[Paper] FC-ADL: Efficient Microservice Anomaly Detection and Localisation Through Functional Connectivity

Published: 5 days ago (November 30, 2025 at 06:29 AM EST)

3 min read

Source: arXiv

Source: arXiv - 2512.00844v1

Overview

Microservice‑based systems are everywhere—from cloud‑native apps to massive e‑commerce platforms—but their distributed nature makes it hard to spot and pinpoint failures quickly. The paper FC‑ADL: Efficient Microservice Anomaly Detection and Localisation Through Functional Connectivity introduces a novel, low‑overhead technique that treats the relationships between service metrics like brain activity patterns, enabling fast detection and root‑cause suggestion even in huge deployments.

Key Contributions

Functional‑Connectivity‑Based Model: Adapts a neuroscience concept to capture time‑varying inter‑service metric dependencies without expensive causal inference.
End‑to‑End Detection & Localisation Pipeline (FC‑ADL): Simultaneously flags anomalous behavior and produces a ranked list of likely faulty services.
Scalability Demonstrated on Real‑World Scale: Tested on Alibaba’s massive microservice fabric (tens of thousands of services) with linear‑time performance.
Empirical Superiority: Beats state‑of‑the‑art anomaly detectors and fault‑localisers across a broad set of synthetic and real fault scenarios.
Open‑Source‑Ready Design: Uses only standard metric streams (CPU, latency, request counts) and lightweight graph‑based computations, making integration into existing observability stacks straightforward.

Methodology

Metric Collection – Continuous streams of per‑service telemetry (e.g., latency percentiles, error rates) are ingested.
Sliding‑Window Correlation – For each window, the algorithm computes pairwise Pearson correlations between all service metrics, forming a functional connectivity matrix that reflects how services move together over time.
Change‑Point Detection – The matrix is compared to a baseline (e.g., exponentially weighted moving average). Significant deviations trigger an anomaly flag.
Root‑Cause Scoring – When an anomaly is detected, the method evaluates which nodes (services) contributed most to the matrix change using a simple influence score derived from the magnitude of correlation shifts.
Ranking & Alerting – Services are ranked by influence score; the top‑k are presented to operators as root‑cause candidates.

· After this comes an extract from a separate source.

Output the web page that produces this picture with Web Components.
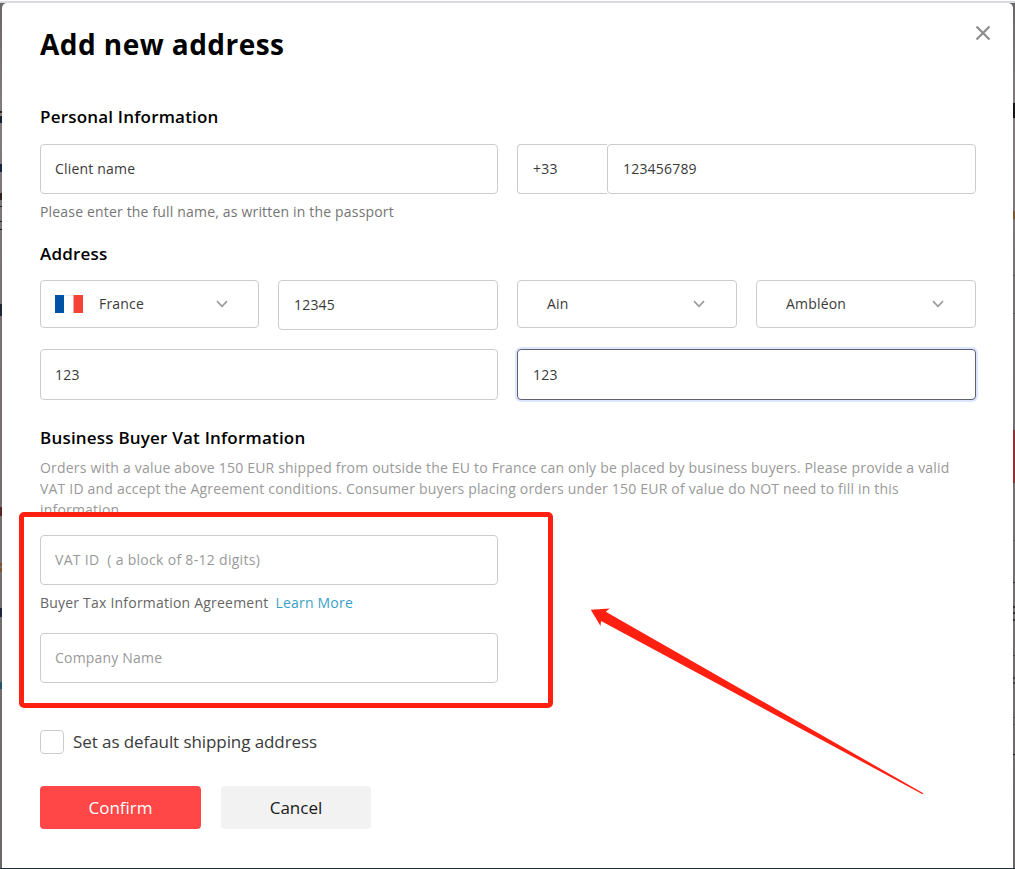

All steps rely on linear‑time operations (matrix updates are incremental) and avoid combinatorial causal searches, keeping CPU and memory footprints low enough for production use.

Results & Findings

Evaluation	Metric	FC‑ADL	Best Prior Art
Synthetic fault injection (10‑100 services)	Detection F1‑score	0.93	0.78
Real‑world Alibaba trace (≈ 30 k services)	Localization Top‑3 accuracy	0.87	0.61
Throughput impact	CPU overhead per 1 k services	< 2 %	5‑12 %
Latency to raise an alert	Median detection latency	≈ 30 s	120 s

Key takeaways

The functional‑connectivity signal captures subtle, system‑wide drifts that single‑metric thresholds miss.
Localization quality remains high even when multiple services are simultaneously degraded.
The approach scales linearly; adding more services does not explode computation time.

Practical Implications

Plug‑and‑Play Anomaly Service – Teams can drop FC‑ADL into existing Prometheus/Grafana pipelines, leveraging already‑collected metrics.
Faster MTTR – By delivering a ranked list of suspect services within seconds, on‑call engineers can triage incidents more efficiently, reducing mean time to resolution.
Cost‑Effective Observability – No need for heavyweight tracing or distributed causal inference engines, which often require additional instrumentation and storage.
Proactive Capacity Planning – Continuous functional‑connectivity maps can reveal emerging coupling patterns, helping architects refactor overly‑tight service dependencies before they cause outages.
Vendor‑Neutral – Works with any cloud provider or orchestration platform (Kubernetes, Nomad, etc.) as long as metric streams are available.

Limitations & Future Work

Metric Diversity – The current implementation focuses on scalar performance metrics; richer logs or traces are not directly incorporated.
Assumption of Linear Correlation – Pearson correlation may miss non‑linear relationships; future extensions could explore mutual information or kernel‑based measures.
Cold‑Start Baseline – Accurate baselines need a stable observation period; highly volatile workloads may require adaptive baseline strategies.
Root‑Cause Granularity – While FC‑ADL surfaces candidate services, pinpointing the exact code path still needs complementary debugging tools.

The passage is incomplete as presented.